Once aboard, captain and owner of the MV Wallamba Ray Horsfield invites me to join him at the helm and points out some of the features of Port Stephens as we make our way across the harbour. At two-and-a-half times the size of Sydney Harbour, the hour long ferry trip between Nelson Bay and the fishing village of Tea Gardens on the other side, is still a lot quicker aboard the vintage timber ferry than circumnavigating Port Stephens in a south-west-north-east fashion by car.

Tea Gardens's Singing Bridge, photo taken May 2016.

The tiny villages of Hawks Nest and Tea Gardens were once separated by the Myall River until a 304 metre, or 998 foot long bridge was constructed in 1974. Nicknamed 'the singing bridge', it gets its name from the musical harp-like sounds created whenever a strong southwesterly wind blows through the metal bridge railings.

Arriving at Tea Gardens wharf, as seen through the exit door of the MV Wallamba, May 2016.

The town of Tea Gardens resembles nothing of any English Countryside Inn or Manor you may have pictured during the trip across Port Stephens, mainly consisting of a scattering of restaurants, cafes and a pub of the banks of the Myall River. We were lucky enough, or unlucky enough depending on your point of view, to have visited Tea Gardens on Mother's Day, when it seemed that every Mother in a 40 mile radius had flocked to Tea Gardens for a long lunch out with the family. Coupled with the local football team having won their rugby league match that weekend, there was plenty of honking from passing cars followed by shouts of "up Tea Gardens!" All up it only made the atmosphere of the day all that bit more interesting.

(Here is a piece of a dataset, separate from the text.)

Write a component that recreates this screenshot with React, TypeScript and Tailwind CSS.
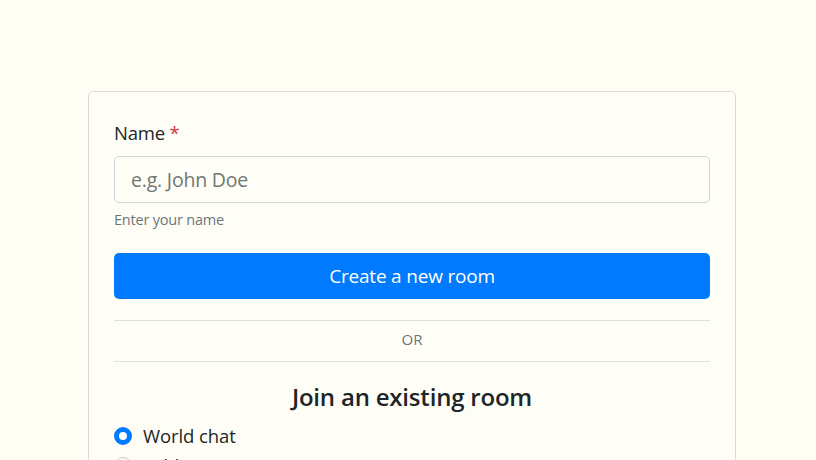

Nelson Bay's Inner Lighthouse, taken in May 2016.

Arriving back in Nelson Bay, Denise and I bid the MV Wallamba farewell and head to the Inner Light Tearooms at Nelson Head for a true afternoon tea overlooking the entrance to Port Stephens. The lighthouse cottage dates back to 1876, and interestingly there is no lighthouse tower. Instead, the light was housed in the octagonal room seen on the left of the building in the photo above. The modern-looking spaceship to the right is the headquarters for the Port Stephens Marine Rescue. So after enjoying tea and cake on the deck at the rear of the lighthouse cottage, Denise and I climb the stairs to meet the kind folk who man the marine rescue desk. With our accommodation on the shores of Shoal Bay visible below, it was soon time to head back for our last night holidaying in Port Stephens before heading off to explore Newcastle and the Hunter Valley. But as usual, that is a story for another day.

What I liked: The price! Twenty bucks for a couple of hours cruising to Tea Gardens and back is simply good value. It's a laid-back, budget-savvy tour complete with million dollar views!

What I didn't: The public wharf was a little hard to find, although I suppose the pricey full-day charter boats will always command the most prominent wharves at the marina.


See also; Shoal Bay: some Port Stephens magic and Newcastle: The historic beach city

3 comments:

Leatherworking Reverend said...

Back in the day I used to go over that bridge a lot. In my 82 Celica, if I was the only car on the bridge and hit the expansion joint on eastern side at just the needle width above 60kph, I could make the whole bridge ring like a bell. I couldn't get it to happen in any other car. I bet Tea Gardens has changed heaps since then.

Phillip Overton said...

Sounds like the DeLoren from Back To The Future needing to hit 88 mph. Maybe if you could go back in time in the Celica, then you could place a bet on the Tea Gardens footy game for me!

Leatherworking Reverend said...

I don't think the Celica would make 88mph even with a good tail wind. The Tea Gardens footy game will have to stay in the past.